Since we transformed our DataFrame, we can fit any model in scikit-learn. I use DBSCAN because I wanted to find the data points on the fringes of the central cluster.

[15]:
%matplotlib notebook
model = cluster.DBSCAN(eps=0.2).fit(df_logtransform)

plot_model_results(model, df_logtransform)

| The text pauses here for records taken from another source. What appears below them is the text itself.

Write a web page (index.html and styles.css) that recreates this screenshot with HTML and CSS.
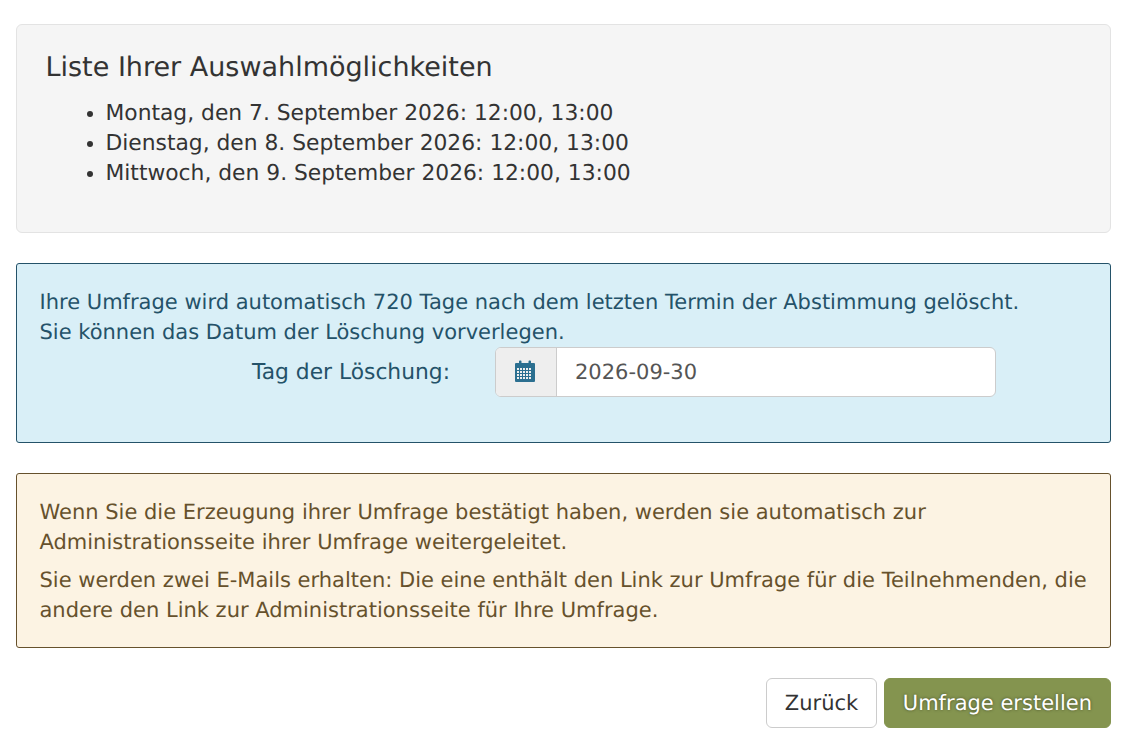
FILE: index.html
```html
<!DOCTYPE html>
<html lang="de">
<head>
  <meta charset="UTF-8">
  <title>Umfrage erstellen</title>
  <link rel="stylesheet" href="styles.css">
</head>
<body>

<main class="page">
  <section class="well">
    <h4>Liste Ihrer Auswahlmöglichkeiten</h4>
    <ul>
      <li>Montag, den 7. September 2026: 12:00, 13:00</li>
      <li>Dienstag, den 8. September 2026: 12:00, 13:00</li>
      <li>Mittwoch, den 9. September 2026: 12:00, 13:00</li>
    </ul>
  </section>

  <section class="alert alert-info">
    <div>Ihre Umfrage wird automatisch 720 Tage nach dem letzten Termin der Abstimmung gelöscht.</div>
    <div>Sie können das Datum der Löschung vorverlegen.</div>
    <div class="form-row">
      <label for="enddate">Tag der Löschung:</label>
      <div class="input-group">
        <span class="input-addon">
          <svg width="20" height="22" viewBox="0 0 20 22" aria-hidden="true">
            <path fill="#2b6f90" fill-rule="evenodd" d="M1 3h3V1.500a1 1 0 0 1 1-1h.5a1 1 0 0 1 1 1V3h7V1.500a1 1 0 0 1 1-1h.5a1 1 0 0 1 1 1V3h3a1 1 0 0 1 1 1v17a1 1 0 0 1-1 1H1a1 1 0 0 1-1-1V4a1 1 0 0 1 1-1zM2 8v2h2V8zm3 0v2h2V8zm3 0v2h2V8zm3 0v2h2V8zm3 0v2h2V8zM2 11v2h2v-2zm3 0v2h2v-2zm3 0v2h2v-2zm3 0v2h2v-2zm3 0v2h2v-2zM2 14v2h2v-2zm3 0v2h2v-2zm3 0v2h2v-2zm3 0v2h2v-2zm3 0v2h2v-2zM2 17v2h2v-2zm3 0v2h2v-2zm3 0v2h2v-2zm3 0v2h2v-2zm3 0v2h2v-2z"/>
          </svg>
        </span>
        <input type="text" id="enddate" value="2026-09-30">
      </div>
    </div>
  </section>

  <section class="alert alert-warning">
    <p>Wenn Sie die Erzeugung ihrer Umfrage bestätigt haben, werden sie automatisch zur Administrationsseite ihrer Umfrage weitergeleitet.</p>
    <p>Sie werden zwei E-Mails erhalten: Die eine enthält den Link zur Umfrage für die Teilnehmenden, die andere den Link zur Administrationsseite für Ihre Umfrage.</p>
  </section>

  <div class="actions">
    <button class="btn btn-back">Zurück</button>
    <button class="btn btn-success">Umfrage erstellen</button>
  </div>
</main>

</body>
</html>
```

FILE: styles.css
```css
body {
  margin: 0;
  background: #fff;
  color: #333;
  font-family: "DejaVu Sans", sans-serif;
  font-size: 21px;
  line-height: 30px;
  text-rendering: geometricPrecision;
}

.page {
  padding: 24px 16px 20px;
}

.well {
  height: 209px;
  box-sizing: border-box;
  margin-bottom: 30px;
  padding: 29px 28.5px;
  background: #f5f5f5;
  border: 1px solid #e3e3e3;
  border-radius: 6px;
}

.well h4 {
  margin: 0 0 17px;
  font-size: 27px;
  font-weight: 400;
  line-height: 28px;
}

.well ul {
  margin: 0;
  padding-left: 60px;
  font-size: 21.8px;
}

.alert {
  box-sizing: border-box;
  margin-bottom: 30px;
  padding: 23px 22px 23px 22.5px;
  border: 1px solid;
  border-radius: 3px;
}

.alert-info {
  height: 180px;
  background: #d9eff7;
  border-color: #245269;
  color: #245269;
}

.alert-warning {
  height: 175px;
  background: #fcf3e3;
  border-color: #66512c;
  color: #66512c;
}

.alert p {
  margin: 0 0 8px;
}

.form-row {
  display: flex;
  align-items: center;
}

.form-row label {
  width: 410.5px;
  margin-right: 45px;
  padding-top: 2px;
  text-align: right;
  font-size: 21.8px;
}

.input-group {
  display: flex;
  width: 501px;
  height: 50px;
  box-sizing: border-box;
  border: 1px solid #ccc;
  border-radius: 6px;
  background: #fff;
  overflow: hidden;
}

.input-addon {
  display: flex;
  align-items: center;
  justify-content: center;
  width: 61px;
  box-sizing: border-box;
  padding: 0 2px 2px 0;
  background: #eee;
  border-right: 1px solid #ccc;
}

.input-group input {
  flex: 1;
  min-width: 0;
  padding: 0 18px;
  border: none;
  outline: none;
  background: transparent;
  color: #555;
  font: inherit;
  text-rendering: geometricPrecision;
}

.actions {
  display: flex;
  justify-content: flex-end;
  gap: 7px;
}

.btn {
  height: 50px;
  padding: 0 18px;
  background: #fff;
  border: 1px solid #ccc;
  border-radius: 6px;
  color: #333;
  font: inherit;
  text-rendering: geometricPrecision;
  cursor: pointer;
}

.btn-back {
  width: 111px;
}

.btn-success {
  background: #84944f;
  border-color: #84944f;
  color: #fff;
  text-shadow: 0 0 3px rgba(0, 0, 0, 0.5);
}
```
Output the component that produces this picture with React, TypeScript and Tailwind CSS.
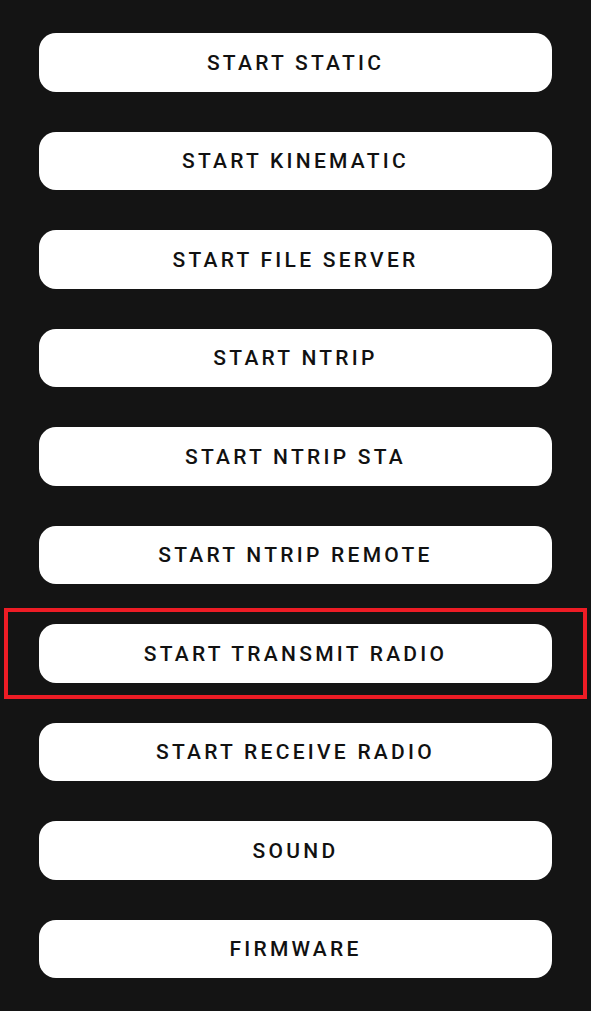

Merge the cluster labels back to the data frame.

[11]:
df_subset['dbscan'] = model.labels_

Save the results back to CityJSON

And merge the DataFrame with cluster labels back to the city model.

[12]:
for co_id, co in zurich.cityobjects.items():
    if co_id in df_subset.index:
        ml_results = dict(df_subset.loc[co_id])
    else:
        ml_results = {'nr_vertices': 'nan', 'fp_area': 'nan', 'dbscan': 'nan'}
    new_attrs = {**co.attributes, **ml_results}
    co.attributes = new_attrs
    zurich.cityobjects[co_id] = co

At the end, the save() method saves the edited city model into a CityJSON file.

[13]:
path_out = data_dir / 'zurich_output.json'
cityjson.save(zurich, path_out)

And view the results in QGIS again

zurichmlresult.png

However, you’ll need to set up the styling based on the cluster labels by hand.